The report recorded that as f end March 2018, the overall vacancy rate of private residential units fell by 0.4 of a percentage point (ppt) against three months ago. This it said was partly due to limited new completions in the reviewed quarter.
The briefing added that given the rabid collective sales market, the situation where simultaneously, supply is reduced and replacement housing is created, may cause rents to rise 2 per cent to 3 per cent year-on-year (YoY) by end-2018.
“The collective sales process has done wonders to turn around the rental market by increasing demand and reducing supply,” said Alan Cheong of Savills Research.
In its previous leasing brief, Savills said that it believed that it may still take a few more quarters before the rental market shows any convincing signs of recovery. While it still holds that general view, Savills said that recent
evidence on the ground suggests, that the inflexion point for rents across all segments (Core Central Region (CCR), Rest of Cenral Region (RCR) and Outside Central Region (OCR)) may be coming sooner than expected.

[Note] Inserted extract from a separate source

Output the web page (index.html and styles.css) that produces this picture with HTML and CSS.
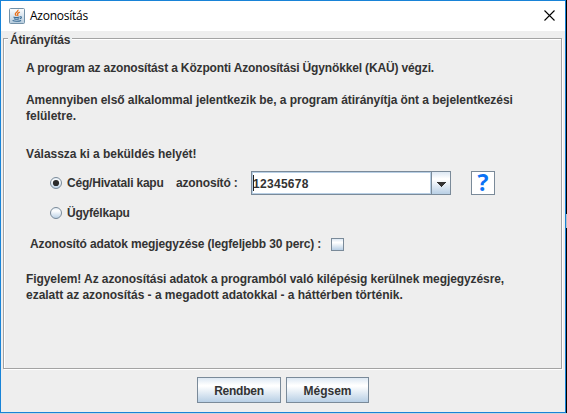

The briefing noted that the supercharged collective sales market and its effect on the rental market. It said that that the en bloc sales environment is not showing signs of ending, and that since 2016, over 7,000 units have been or will soon be displaced once the existing developments on the site are demolished.
“The rush by affected owner-occupiers and tenants to find replacement abodes has been, in our view, the main reason for the recent boost to leasing demand. The beauty of the collective sales mechanism is that it also depresses supply up to the medium term, starting from the time when the developer takes over the project for redevelopment to the completion of the new build some four years later.
This creates a situation where, until the new developments are completed on the collective sales sites, there is simultaneously an upward and downward shift in the aggregate demand and supply curve for housing. This creates the conditions for rents to rise.”